Huh? Did you read beyond the first sentence?
Make a grid that's 1024x1024 vertices. You have a heightmap that's 1024x1024 pixels. That texture fits perfectly to the grid, right? Now have an LOD system that will tesselate further. Now, let's say you have a grid that has 4x the vertex density, maximum. Take a 256x256 detail heightmap (representing rocky areas, I suppose) and apply it on a 1:1 ratio. If you used point sampling, the result would be full of steep angles when it should just be interpolated.

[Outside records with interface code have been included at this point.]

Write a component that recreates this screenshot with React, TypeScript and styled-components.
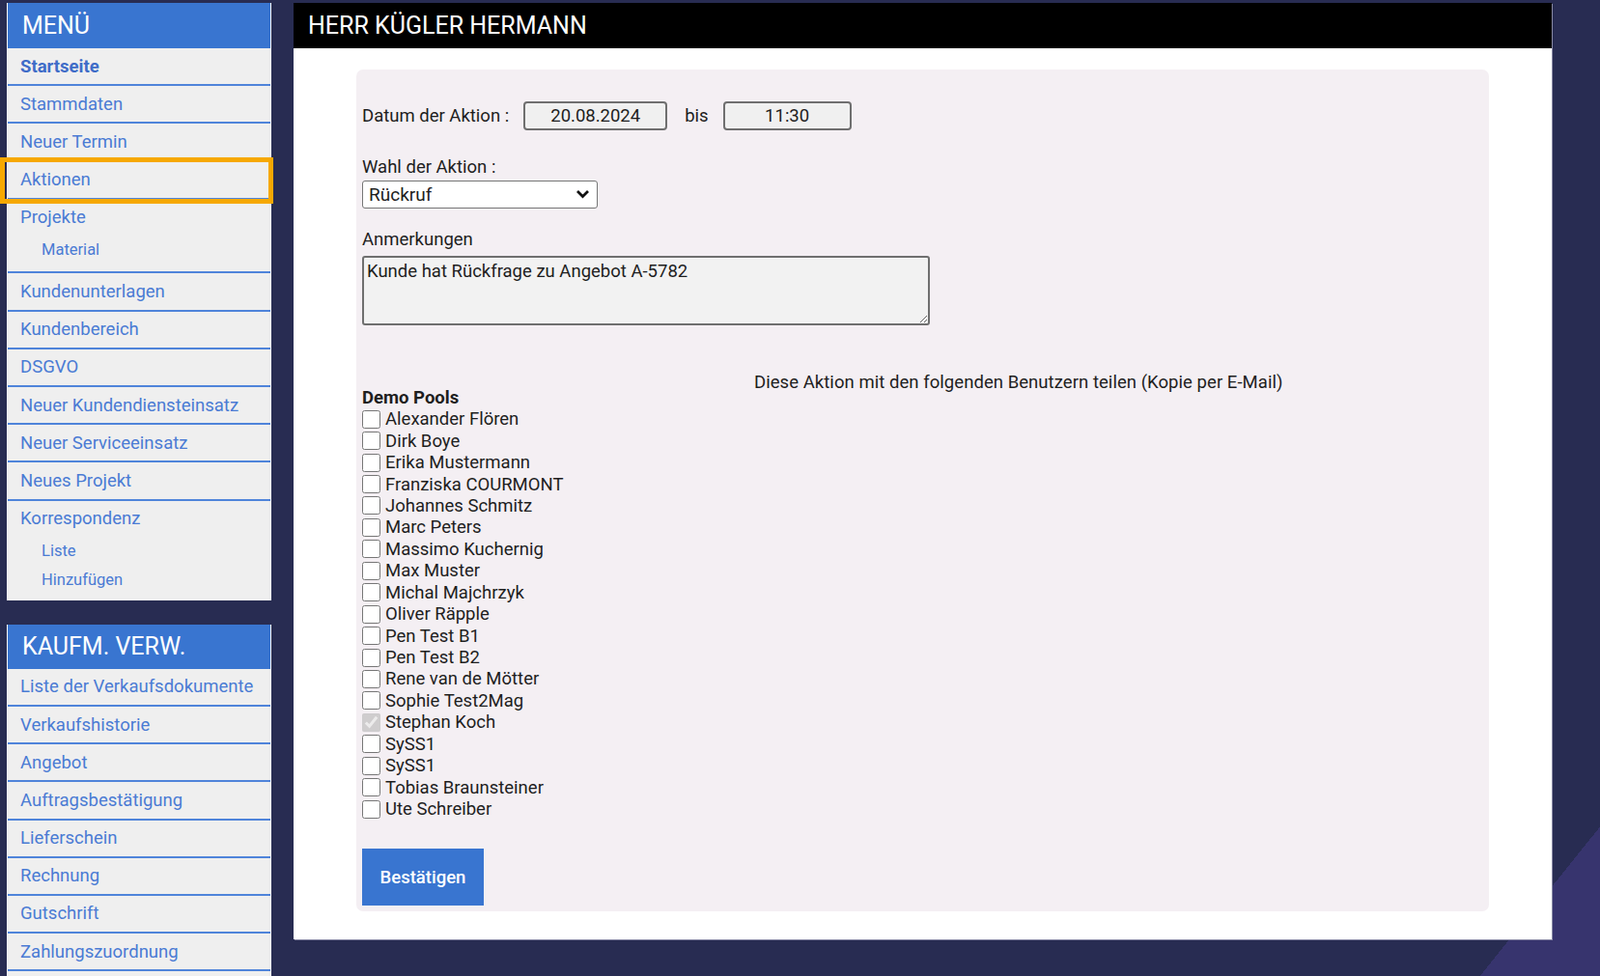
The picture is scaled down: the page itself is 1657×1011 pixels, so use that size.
import React from 'react';
import styled, { createGlobalStyle } from 'styled-components';

const GlobalStyle = createGlobalStyle`
  html, body {
    margin: 0;
    padding: 0;
  }

  body {
    font-family: Roboto, "Liberation Sans", Arial, sans-serif;
  }

  * {
    box-sizing: border-box;
  }
`;

const Page = styled.div`
  height: 100vh;
  overflow: hidden;
  padding: 3px 0 0 7px;
  display: flex;
  align-items: flex-start;
  gap: 23px;
  background: linear-gradient(128.8deg, #282c52 1828px, #37346e 1828px);
`;

const Sidebar = styled.nav`
  width: 274px;
  flex-shrink: 0;
  display: flex;
  flex-direction: column;
  gap: 25px;
`;

const MenuPanel = styled.div<{ $tail?: number }>`
  background: #efefef;
  border-left: 1px solid #f8f8f8;
  border-right: 1px solid #f8f8f8;
  padding-bottom: ${(p) => p.$tail ?? 0}px;
`;

const MenuHeader = styled.div<{ $height: number }>`
  height: ${(p) => p.$height}px;
  background: #3975d0;
  color: #ffffff;
  font-size: 25px;
  display: flex;
  align-items: center;
  padding-left: 15px;
  text-transform: uppercase;
`;

const MenuItem = styled.div<{ $last?: boolean; $highlighted?: boolean }>`
  position: relative;
  border-bottom: ${(p) => (p.$last ? 'none' : '2px solid #4f84da')};
  padding-bottom: ${(p) => (p.$last ? '7px' : '0')};
  &:has(> ul) {
    padding-bottom: ${(p) => (p.$last ? '7px' : '8px')};
  }

  ${(p) =>
    p.$highlighted &&
    `
    &::after {
      content: '';
      position: absolute;
      left: -8px;
      right: -3px;
      top: -5px;
      bottom: -6px;
      border: 5px solid #f6a800;
      pointer-events: none;
    }
  `}
`;

const MenuLink = styled.a<{ $bold?: boolean }>`
  display: flex;
  align-items: center;
  height: 37.2px;
  padding-left: 13px;
  font-size: 18.5px;
  font-weight: ${(p) => (p.$bold ? 700 : 400)};
  color: ${(p) => (p.$bold ? '#3f6cc8' : '#4a7bd4')};
  text-decoration: none;
`;

const SubList = styled.ul`
  list-style: none;
  margin: 0;
  padding: 0;
`;

const SubLink = styled.li`
  height: 29.5px;
  display: flex;
  align-items: center;
  padding-left: 35px;
  font-size: 16.5px;
  color: #4a7bd4;
`;

const Main = styled.main`
  width: 1303px;
  flex-shrink: 0;
  background: #ffffff;
  box-shadow: 1px 1px 0 #8a8aa6;
  padding-bottom: 29px;
`;

const TitleBar = styled.header`
  height: 47px;
  background: #000000;
  color: #ffffff;
  font-size: 25px;
  display: flex;
  align-items: center;
  padding-left: 15px;
`;

const FormPanel = styled.form`
  margin: 22px 65px 0;
  background: #f4eff3;
  border-radius: 7px;
  padding: 33px 6px 6px;
  color: #1e1e1e;
  font-size: 18.5px;
`;

const DateRow = styled.div`
  display: flex;
  align-items: center;
  height: 30px;
`;

const Label = styled.label`
  display: block;
  line-height: 22px;
`;

const DateBox = styled.input<{ $width: number }>`
  width: ${(p) => p.$width}px;
  height: 30px;
  background: #f0f0f0;
  border: 2px solid #6f6f6f;
  border-radius: 4px;
  font-family: inherit;
  font-size: 18.5px;
  color: #1e1e1e;
  text-align: center;
  padding: 0;
`;

const Bis = styled.span`
  margin: 0 15px 0 18px;
`;

const FieldLabel = styled(Label)<{ $top: number }>`
  margin-top: ${(p) => p.$top}px;
`;

const SelectWrap = styled.div`
  position: relative;
  margin-top: 3px;
  width: 244px;
  height: 29px;

  svg {
    position: absolute;
    right: 8px;
    top: 9px;
    pointer-events: none;
  }
`;

const Select = styled.select`
  display: block;
  width: 100%;
  height: 100%;
  appearance: none;
  background: #ffffff;
  border: 1px solid #767676;
  border-radius: 3px;
  font-family: inherit;
  font-size: 19px;
  color: #1e1e1e;
  padding-left: 6px;
`;

const Notes = styled.textarea`
  display: block;
  margin-top: 6px;
  width: 588px;
  height: 72px;
  background: #f2f2f2;
  border: 2px solid #6f6f6f;
  border-radius: 3px;
  font-family: inherit;
  font-size: 18.5px;
  color: #1e1e1e;
  padding: 3px 3px;
  resize: both;
`;

const ShareNote = styled.div`
  margin-top: 53px;
  height: 11px;
  line-height: 12px;
  padding-left: 406px;
  white-space: nowrap;
  letter-spacing: 0.05px;
`;

const GroupTitle = styled.div`
  line-height: 22px;
  font-weight: 700;
`;

const UserRow = styled.label`
  display: flex;
  align-items: center;
  height: 22.45px;
  gap: 5px;
  white-space: nowrap;
`;

const Check = styled.input`
  width: 19px;
  height: 19px;
  margin: 0;
`;

const SubmitButton = styled.button`
  display: block;
  margin-top: 30px;
  width: 126px;
  height: 59px;
  border: none;
  background: #3975d0;
  color: #ffffff;
  font-family: inherit;
  font-size: 18.5px;
  font-weight: 500;
`;

type Entry = { label: string; bold?: boolean; subs?: string[]; highlighted?: boolean };

const mainMenu: Entry[] = [
  { label: 'Startseite', bold: true },
  { label: 'Stammdaten' },
  { label: 'Neuer Termin' },
  { label: 'Aktionen', highlighted: true },
  { label: 'Projekte', subs: ['Material'] },
  { label: 'Kundenunterlagen' },
  { label: 'Kundenbereich' },
  { label: 'DSGVO' },
  { label: 'Neuer Kundendiensteinsatz' },
  { label: 'Neuer Serviceeinsatz' },
  { label: 'Neues Projekt' },
  { label: 'Korrespondenz', subs: ['Liste', 'Hinzufügen'] },
];

const salesMenu: Entry[] = [
  { label: 'Liste der Verkaufsdokumente' },
  { label: 'Verkaufshistorie' },
  { label: 'Angebot' },
  { label: 'Auftragsbestätigung' },
  { label: 'Lieferschein' },
  { label: 'Rechnung' },
  { label: 'Gutschrift' },
  { label: 'Zahlungszuordnung' },
];

const users = [
  'Alexander Flören',
  'Dirk Boye',
  'Erika Mustermann',
  'Franziska COURMONT',
  'Johannes Schmitz',
  'Marc Peters',
  'Massimo Kuchernig',
  'Max Muster',
  'Michal Majchrzyk',
  'Oliver Räpple',
  'Pen Test B1',
  'Pen Test B2',
  'Rene van de Mötter',
  'Sophie Test2Mag',
  'Stephan Koch',
  'SySS1',
  'SySS1',
  'Tobias Braunsteiner',
  'Ute Schreiber',
];

const Menu: React.FC<{
  title: string;
  headerHeight: number;
  items: Entry[];
  closed?: boolean;
  tail?: number;
}> = ({ title, headerHeight, items, closed, tail }) => (
  <MenuPanel $tail={tail}>
    <MenuHeader $height={headerHeight}>{title}</MenuHeader>
    {items.map((item, i) => (
      <MenuItem
        key={item.label}
        $last={closed && i === items.length - 1}
        $highlighted={item.highlighted}
      >
        <MenuLink $bold={item.bold}>{item.label}</MenuLink>
        {item.subs && (
          <SubList>
            {item.subs.map((s) => (
              <SubLink key={s}>{s}</SubLink>
            ))}
          </SubList>
        )}
      </MenuItem>
    ))}
  </MenuPanel>
);

const App: React.FC = () => {
  return (
    <>
      <GlobalStyle />
      <Page>
        <Sidebar>
          <Menu title="Menü" headerHeight={47} items={mainMenu} closed />
          <Menu title="Kaufm. Verw." headerHeight={46} items={salesMenu} tail={60} />
        </Sidebar>

        <Main>
          <TitleBar>HERR KÜGLER HERMANN</TitleBar>
          <FormPanel onSubmit={(e) => e.preventDefault()}>
            <DateRow>
              <span>Datum der Aktion :</span>
              <DateBox $width={149} style={{ marginLeft: 15 }} value="20.08.2024" readOnly />
              <Bis>bis</Bis>
              <DateBox $width={133} value="11:30" readOnly />
            </DateRow>

            <FieldLabel $top={27}>Wahl der Aktion :</FieldLabel>
            <SelectWrap>
              <Select defaultValue="rueckruf">
                <option value="rueckruf">Rückruf</option>
                <option value="besuch">Besuch</option>
                <option value="email">E-Mail</option>
              </Select>
              <svg width="15" height="10" viewBox="0 0 15 10">
                <path d="M2 2 L7.5 7.5 L13 2" fill="none" stroke="#111" strokeWidth="2.8" />
              </svg>
            </SelectWrap>

            <FieldLabel $top={21}>Anmerkungen</FieldLabel>
            <Notes defaultValue="Kunde hat Rückfrage zu Angebot A-5782" />

            <ShareNote>Diese Aktion mit den folgenden Benutzern teilen (Kopie per E-Mail)</ShareNote>

            <GroupTitle>Demo Pools</GroupTitle>
            {users.map((u, i) => (
              <UserRow key={u + i}>
                {u === 'Stephan Koch' ? (
                  <Check type="checkbox" checked disabled readOnly />
                ) : (
                  <Check type="checkbox" />
                )}
                {u}
              </UserRow>
            ))}

            <SubmitButton type="submit">Bestätigen</SubmitButton>
          </FormPanel>
        </Main>
      </Page>
    </>
  );
};

export default App;
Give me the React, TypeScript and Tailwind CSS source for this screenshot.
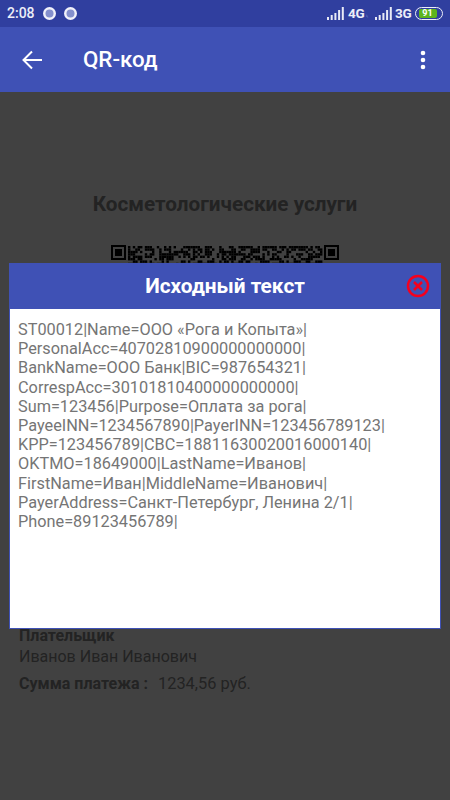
const qr: [number, number][] = [];
for (let x = 0; x < 81; x++) {
  for (let y = 0; y < 8; y++) {
    const h = Math.sin(x * 12.9898 + y * 78.233) * 43758.5453;
    if (h - Math.floor(h) < 0.55) qr.push([x, y]);
  }
}

function Finder({ x }: { x: number }) {
  return (
    <g>
      <rect x={x} y={0} width={15} height={15} fill="#000" />
      <rect x={x + 2} y={2} width={11} height={11} fill="#414141" />
      <rect x={x + 4} y={4} width={7} height={7} fill="#000" />
    </g>
  );
}

function Signal() {
  return (
    <svg width="17" height="13" viewBox="0 0 17 13" fill="#e8eaf6">
      <rect x="0" y="10" width="2" height="3" />
      <rect x="3.7" y="8" width="2" height="5" />
      <rect x="7.4" y="6" width="2" height="7" />
      <rect x="11.1" y="3" width="2" height="10" />
      <rect x="14.8" y="0" width="2" height="13" />
    </svg>
  );
}

function Dot() {
  return (
    <svg width="13" height="13" viewBox="0 0 13 13">
      <circle cx="6.5" cy="6.5" r="6.5" fill="#f1f2fa" />
      <circle cx="6.5" cy="6.5" r="4" fill="#8490cd" />
    </svg>
  );
}

const lines = [
  "ST00012|Name=ООО «Рога и Копыта»|",
  "PersonalAcc=40702810900000000000|",
  "BankName=ООО Банк|BIC=987654321|",
  "CorrespAcc=30101810400000000000|",
  "Sum=123456|Purpose=Оплата за рога|",
  "PayeeINN=1234567890|PayerINN=123456789123|",
  "KPP=123456789|CBC=18811630020016000140|",
  "OKTMO=18649000|LastName=Иванов|",
  "FirstName=Иван|MiddleName=Иванович|",
  "PayerAddress=Санкт-Петербург, Ленина 2/1|",
  "Phone=89123456789|",
];

export default function App() {
  return (
    <div className="relative w-[450px] h-[800px] overflow-hidden flex flex-col bg-[#414141] font-['Roboto',sans-serif]">
      <div className="h-[27px] shrink-0 bg-[#303f9f] flex items-center pl-[7px] pr-[7px] text-[#eceef8]">
        <span className="w-[36px] text-[14px] font-medium">2:08</span>
        <span className="mr-[8px] flex"><Dot /></span>
        <Dot />
        <div className="ml-auto flex items-center">
          <Signal />
          <span className="w-[15px] whitespace-nowrap text-[13.5px] font-bold ml-[4px] tracking-[-0.3px]">4G</span>
          <span className="text-[5px] w-[5px] text-[#8f98d0] ml-[3px] mr-[4px] mt-[5px]">ᵢₜ</span>
          <Signal />
          <span className="w-[16px] whitespace-nowrap text-[13.5px] font-bold ml-[3px] mr-[4px] tracking-[-0.3px]">3G</span>
          <div className="w-[28px] h-[13px] rounded-full border border-[#eceef8] flex items-center justify-center p-[1px]">
            <div className="w-[18px] h-[9px] mr-[3px] bg-[#5db51e] rounded-[2px] text-[9px] font-bold leading-[9px] text-center text-white">91</div>
          </div>
        </div>
      </div>
      <div className="h-[65px] shrink-0 bg-[#3f51b5] flex items-center text-white">
        <svg className="ml-[21px]" width="22" height="22" viewBox="0 0 22 22" fill="none" stroke="#fff" strokeWidth="2">
          <path d="M21 11H3" />
          <path d="M11 2.5L2.5 11L11 19.5" />
        </svg>
        <span className="ml-[40px] text-[22.3px] font-medium">QR-код</span>
        <svg className="ml-auto mr-[24.5px]" width="6" height="20" viewBox="0 0 6 20" fill="#fff">
          <circle cx="3" cy="3" r="2.3" />
          <circle cx="3" cy="10" r="2.3" />
          <circle cx="3" cy="17" r="2.3" />
        </svg>
      </div>

      <div className="flex-1 flex flex-col px-[19px]">
        <div className="mt-[98px] text-center text-[20.7px] leading-[28px] font-bold text-[#232323]">Косметологические услуги</div>
        <svg className="mt-[27px] ml-[92px]" width="228" height="228" viewBox="0 0 228 228">
          <Finder x={0} />
          <Finder x={213} />
          <g fill="#000">
            {qr.map(([x, y], i) => (
              <rect key={i} x={17 + x * 2.4} y={y * 2.4 + 1} width="2.4" height="2.4" />
            ))}
          </g>
        </svg>
        <div className="mt-[152px] text-[16px] leading-[22px] font-bold text-[#232323]">Плательщик</div>
        <div className="mt-[-1px] text-[16px] leading-[22px] text-[#232323]">Иванов Иван Иванович</div>
        <div className="mt-[5px] flex text-[16px] leading-[22px] text-[#232323]">
          <span className="font-bold">Сумма платежа&nbsp;:</span>
          <span className="ml-[10px] text-[16.4px]">1234,56 руб.</span>
        </div>
      </div>

      <div className="absolute left-[9px] top-[263px] w-[432px] h-[366px] flex flex-col border border-[#3f51b5] bg-white">
        <div className="relative h-[45px] shrink-0 bg-[#3f51b5] flex items-center justify-center text-white text-[20.8px] font-bold">
          Исходный текст
          <svg className="absolute right-[10px] top-[10px]" width="24" height="24" viewBox="0 0 24 24" fill="none" stroke="#f5001e">
            <circle cx="12" cy="12" r="10" strokeWidth="2.5" />
            <path d="M8 8L16 16M16 8L8 16" strokeWidth="2.5" />
          </svg>
        </div>
        <div className="pt-[11px] pl-[8px] text-[16.3px] leading-[19.2px] text-[#757575]">
          {lines.map((l) => (
            <div key={l}>{l}</div>
          ))}
        </div>
      </div>
    </div>
  );
}
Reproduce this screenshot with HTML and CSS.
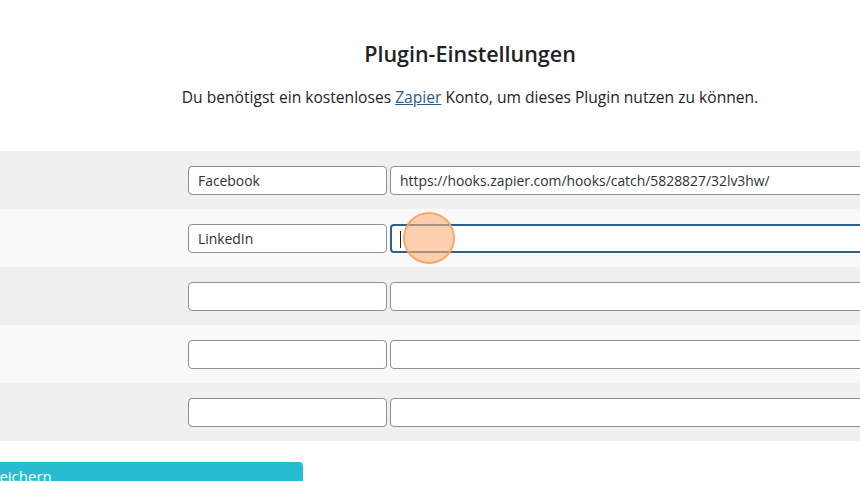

Here's another example (that probably makes more sense):
If you just take a heighmap and simply use each pixel as the height for a vertex, you can get some very poor terrain. A cross-section for an area with a slope of 0.5 will look like this:
Ugly, eh?
The alternative is to use a grid that's one larger on each dimension than the heightmap. Thus, for a 1024x1024 heightmap you have a 1025x1025 vertex terrain (the dimensions of which work out to 1024x1024). To get it to look right, without the stairsteps, is to sample heights from the corners of each texel, rather than the centre. If you use point-sampline, you have to do the math manually in the vertex shader and sample up to four texels. With linear texture filtering, it's automatic. The result for the a 0.5 slope will be a smooth line.
EDIT: Of course, this is only the case for an 8-bit heightmap. A heightmap that is generated in floating-point precision and stored in float-point precision will not suffer the same way.